In this study, the effects of silica fillers on the properties of EMCs are examined experimentally. Key observations are as follows.

First, the viscosity, flow spiral length, and thermal conductivity of EMCs depend on the size, shape, and type of silica fillers. The EMCs with a larger filler size have a smaller viscosity and a larger flow spiral length. Spherical fillers have a lower viscosity and a larger flow spiral length due to their shape. The thermal conductivity of EMCs increases as the filler size increases. The thermal conductivity of EMCs with crystal silica is about twice that with fused silica, whereas polygonal fused silica leads to larger thermal conductivity than that of spherical fused silica.

Second, the CTE of EMCs is related to the filler size and type, but is not significantly dependent on shape. CTE increases as the filler size increases. Given that the CTE of EMCs with crystal silica is about twice that of fused silica, the filler type affects the CTE significantly.

Last, both filler type and shape affect the degree of curing significantly and can be used to tune the curing characteristics according to needs.

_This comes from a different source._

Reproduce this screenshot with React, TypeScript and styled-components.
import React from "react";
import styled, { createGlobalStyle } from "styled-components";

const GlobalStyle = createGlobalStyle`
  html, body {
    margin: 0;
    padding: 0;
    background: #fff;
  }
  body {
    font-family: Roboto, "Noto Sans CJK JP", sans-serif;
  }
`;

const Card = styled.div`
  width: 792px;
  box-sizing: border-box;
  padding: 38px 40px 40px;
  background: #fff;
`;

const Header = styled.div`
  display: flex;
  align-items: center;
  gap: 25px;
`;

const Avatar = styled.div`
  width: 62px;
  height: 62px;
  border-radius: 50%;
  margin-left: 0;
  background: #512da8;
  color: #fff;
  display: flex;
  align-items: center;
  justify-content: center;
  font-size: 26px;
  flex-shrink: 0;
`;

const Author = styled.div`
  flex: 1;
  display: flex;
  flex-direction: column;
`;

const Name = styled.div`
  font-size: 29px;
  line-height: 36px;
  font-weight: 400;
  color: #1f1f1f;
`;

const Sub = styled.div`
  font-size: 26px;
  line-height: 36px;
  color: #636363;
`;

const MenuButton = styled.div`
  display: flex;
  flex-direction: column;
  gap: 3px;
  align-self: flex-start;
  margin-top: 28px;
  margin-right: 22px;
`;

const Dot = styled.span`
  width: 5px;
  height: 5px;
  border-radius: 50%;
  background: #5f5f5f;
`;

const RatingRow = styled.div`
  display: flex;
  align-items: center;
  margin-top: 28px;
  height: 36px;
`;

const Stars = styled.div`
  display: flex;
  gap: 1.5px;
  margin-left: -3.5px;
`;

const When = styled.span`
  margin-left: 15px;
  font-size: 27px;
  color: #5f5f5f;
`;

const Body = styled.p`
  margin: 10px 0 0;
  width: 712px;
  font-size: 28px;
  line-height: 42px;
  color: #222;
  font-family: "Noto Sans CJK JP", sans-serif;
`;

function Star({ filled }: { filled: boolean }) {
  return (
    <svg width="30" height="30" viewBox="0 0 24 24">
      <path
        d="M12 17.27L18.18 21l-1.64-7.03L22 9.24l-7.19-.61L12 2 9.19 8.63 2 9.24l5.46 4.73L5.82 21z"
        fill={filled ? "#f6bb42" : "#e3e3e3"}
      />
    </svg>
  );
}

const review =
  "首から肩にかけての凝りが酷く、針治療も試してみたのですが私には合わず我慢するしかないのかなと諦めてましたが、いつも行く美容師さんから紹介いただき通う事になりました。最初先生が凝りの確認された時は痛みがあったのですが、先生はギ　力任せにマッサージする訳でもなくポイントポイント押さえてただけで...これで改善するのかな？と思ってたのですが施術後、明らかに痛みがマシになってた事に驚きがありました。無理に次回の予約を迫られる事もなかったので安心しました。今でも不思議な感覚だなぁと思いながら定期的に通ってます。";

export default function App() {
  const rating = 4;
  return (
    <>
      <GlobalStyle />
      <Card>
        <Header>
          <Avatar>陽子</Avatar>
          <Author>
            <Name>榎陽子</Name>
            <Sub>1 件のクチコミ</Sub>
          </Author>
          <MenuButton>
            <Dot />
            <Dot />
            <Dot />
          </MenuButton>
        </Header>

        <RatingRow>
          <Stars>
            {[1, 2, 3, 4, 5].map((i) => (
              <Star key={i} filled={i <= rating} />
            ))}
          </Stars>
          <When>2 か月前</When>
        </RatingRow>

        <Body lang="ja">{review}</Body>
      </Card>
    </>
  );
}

On the other hand, with further advances in the semiconductor fabrication towards the nanometer technology node of “More Moore,” trends of higher power dissipation and smaller bond pad pitch are expected. Moreover, the heterogeneous integration for achieving more than Moore functions by fan-out technologies requires a larger package where warpage is of great concern. Therefore, EMCs with good thermal conductivity, larger spiral flow length, and matched CTE are essential. Hence, further studies for similar effects of crystal and spherical silica particles of various proportions to take advantage of their individual features would be beneficial for advanced packaging. Thus, continuous developments of both “More Moore and “More than Moore could be coped with even though the preparation of crystal and spherical silica particles is more time consuming.